Mexico is a significant pharmaceutical market with evolving Regulatory requirements governed by the Federal Commission for Protection against Health Risks (Cofepris). However, foreign pharmaceutical companies entering this market face Regulatory hurdles that can impact market entry and growth.
Here are six key Regulatory challenges in Mexico's pharmaceutical landscape and strategies to overcome them:
1. Market Access and Financing
Innovative medicines often face challenges in gaining inclusion in the national formulary, which determines the reimbursement of medicines by public institutions.
How to Overcome It:
- Engage with local authorities to understand the national formulary's evaluation criteria.
- Develop a market access strategy that aligns with managed entry agreements and value-based pricing models.
- Explore partnerships with stakeholders to navigate reimbursement complexities.
2. Regulatory Efficiency
The approval process for new medicines in Mexico is slow, with delays in obtaining health registration from Cofepris. The backlog of unfinished Regulatory procedures further extends approval timelines.
How to Overcome It:
- Establish early communication with Cofepris to ensure compliance with submission requirements.
- Work with Regulatory experts to streamline documentation and avoid delays.
3. Intellectual Property Protections
There is uncertainty surrounding biopharmaceutical intellectual property (IP) protection, particularly under re-negotiated trade agreements. Regulatory Data Protection (RDP) and patent linkage are inconsistently applied.
How to Overcome It:
- Conduct a thorough review of Mexico’s IP framework before market entry.
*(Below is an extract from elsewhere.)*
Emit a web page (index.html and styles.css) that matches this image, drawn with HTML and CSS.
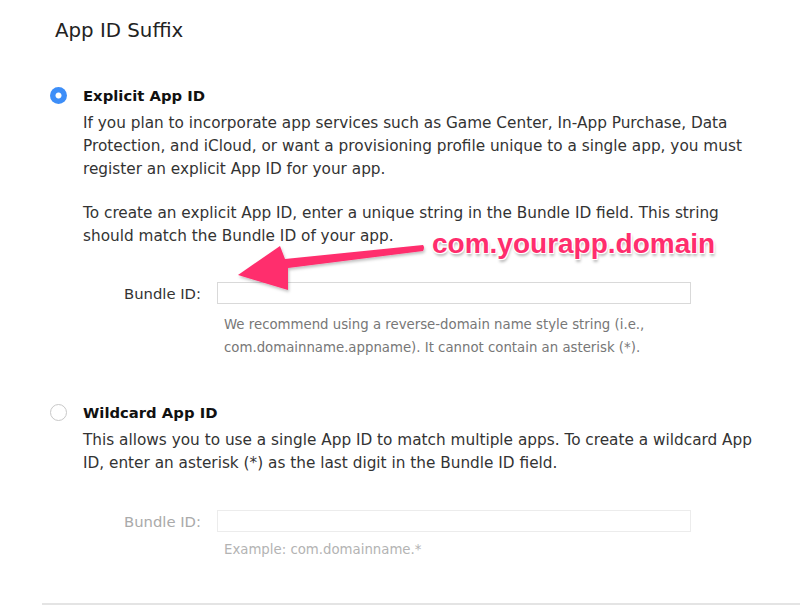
FILE: index.html
```html
<!DOCTYPE html>
<html lang="en">
<head>
<meta charset="utf-8">
<title>App ID Suffix</title>
<link rel="stylesheet" href="styles.css">
</head>
<body>
<div class="page">
  <h2 class="title">App ID Suffix</h2>

  <section class="option">
    <div class="option-head">
      <span class="radio radio-on"></span>
      <h3 class="option-name">Explicit App ID</h3>
    </div>
    <div class="option-body">
      <p class="text">If you plan to incorporate app services such as Game Center, In-App Purchase, Data Protection, and iCloud, or want a provisioning profile unique to a single app, you must register an explicit App ID for your app.</p>
      <p class="text">To create an explicit App ID, enter a unique string in the Bundle ID field. This string should match the Bundle ID of your app.</p>
      <div class="field">
        <label class="field-label">Bundle ID:</label>
        <div class="input"></div>
      </div>
      <p class="help">We recommend using a reverse-domain name style string (i.e., com.domainname.appname). It cannot contain an asterisk (*).</p>
    </div>
  </section>

  <section class="option option-second">
    <div class="option-head">
      <span class="radio"></span>
      <h3 class="option-name">Wildcard App ID</h3>
    </div>
    <div class="option-body">
      <p class="text">This allows you to use a single App ID to match multiple apps. To create a wildcard App ID, enter an asterisk (*) as the last digit in the Bundle ID field.</p>
      <div class="field field-disabled">
        <label class="field-label">Bundle ID:</label>
        <div class="input"></div>
      </div>
      <p class="help help-faint">Example: com.domainname.*</p>
    </div>
  </section>

  <div class="rule"></div>

  <div class="annotation">
    <svg class="arrow" width="200" height="60" viewBox="0 0 200 60">
      <defs>
        <filter id="sh" x="-10%" y="-20%" width="130%" height="150%">
          <feDropShadow dx="1" dy="2" stdDeviation="1.5" flood-color="#000" flood-opacity="0.25"/>
        </filter>
      </defs>
      <path d="M2 49 L44 20 L49 33 L187 19 Q189 21 187 25 L52 42 L52 64 Z" fill="#ff2d6d" filter="url(#sh)"/>
    </svg>
    <span class="note">com.yourapp.domain</span>
  </div>
</div>
</body>
</html>
```
FILE: styles.css
```css
html, body {
  margin: 0;
  padding: 0;
  background: #fff;
}
body {
  font-family: "DejaVu Sans", "Liberation Sans", sans-serif;
  color: #333;
}
.page {
  position: relative;
  width: 800px;
  height: 606px;
  overflow: hidden;
}
.title {
  margin: 0;
  padding: 19px 0 0 55px;
  font-size: 19.8px;
  font-weight: normal;
  line-height: 24px;
  color: #222;
}
.option {
  padding-left: 50px;
  margin-top: 41px;
}
.option-second {
  margin-top: 42px;
}
.option-head {
  display: flex;
  align-items: center;
  height: 23px;
}
.radio {
  width: 17px;
  height: 17px;
  box-sizing: border-box;
  border-radius: 50%;
  border: 1px solid #c8c8c8;
  background: #fff;
  margin-right: 16px;
  flex: none;
}
.radio-on {
  border: none;
  background: radial-gradient(circle, #fff 0 2.6px, #3d8ef8 3.4px);
}
.option-name {
  margin: 0;
  font-size: 14.8px;
  font-weight: bold;
  color: #111;
}
.option-body {
  padding-left: 33px;
  margin-top: 5px;
}
.text {
  max-width: 670px;
  margin: 0 0 21px;
  font-size: 15.3px;
  line-height: 23px;
  color: #333;
}
.field {
  display: flex;
  align-items: center;
  margin-top: 34px;
}
.option-second .field {
  margin-top: 35px;
}
.field-label {
  width: 118px;
  text-align: right;
  font-size: 14.8px;
  color: #333;
  margin-right: 16px;
}
.input {
  width: 474px;
  height: 22px;
  box-sizing: border-box;
  border: 1px solid #d9d9d9;
  background: #fff;
}
.field-disabled .field-label {
  color: #aaa;
}
.field-disabled .input {
  border-color: #ececec;
}
.help {
  margin: 9px 0 0 141px;
  font-size: 13.3px;
  line-height: 23px;
  color: #777;
}
.help-faint {
  margin-top: 6px;
  color: #b3b3b3;
}
.rule {
  position: absolute;
  left: 42px;
  right: 0;
  top: 603px;
  height: 2px;
  background: #e4e4e4;
}
.annotation {
  position: absolute;
  left: 236px;
  top: 226px;
  width: 490px;
  height: 70px;
}
.arrow {
  position: absolute;
  left: 0;
  top: 0;
  overflow: visible;
}
.note {
  position: absolute;
  left: 196px;
  top: 2px;
  font-family: "Liberation Sans", Arial, sans-serif;
  font-weight: bold;
  font-size: 28px;
  color: #ff2d6d;
  text-shadow: 0 0 2px #fff, 1px 1px 0 #fff, -1px -1px 0 #fff, 1px -1px 0 #fff, -1px 1px 0 #fff, 1px 3px 3px rgba(0,0,0,0.3);
}
```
- Register patents in the Instituto Mexicano de la Propiedad Intelectual (IMPI)
and RDP in Mexico to ensure protection against potential infringements.
- Engage legal experts to monitor and navigate evolving IP regulations.
4. Transparency and Fairness in Procurement
Foreign pharmaceutical companies often perceive a lack of transparency in Mexico’s public procurement processes, with preferential treatment given to local companies. High import taxes further challenge market competitiveness.
How to Overcome It:
- Stay informed about Regulatory changes impacting procurement procedures.
- Participate in international tenders and follow transparent bidding processes.
- Consider local partnerships to enhance competitive positioning in public tenders.
5. Local Partnerships and Investment
Foreign companies without a local presence may struggle with Regulatory navigation, supply chain complexities, and market integration.
How to Overcome It:
- Establish partnerships with local manufacturers or distributors to streamline Regulatory compliance.
- Explore investment opportunities in local manufacturing to benefit from preferential treatment in public tenders.
- Build strong networks with key stakeholders to facilitate market entry.
6. Pharmacovigilance and Compliance
Mexico places strong emphasis on post-market surveillance and pharmacovigilance, requiring companies to monitor, track, and report adverse events. Non-compliance can lead to penalties and market restrictions.
How to Overcome It:
- Implement a robust pharmacovigilance system that meets Cofepris requirements.
- Ensure adherence to Good Manufacturing Practices (GMP) and local Regulatory standards.
- Regularly update compliance frameworks to align with evolving regulations.
By proactively addressing these challenges with strategic Regulatory planning, foreign pharmaceutical companies can successfully enter and expand within the Mexican market.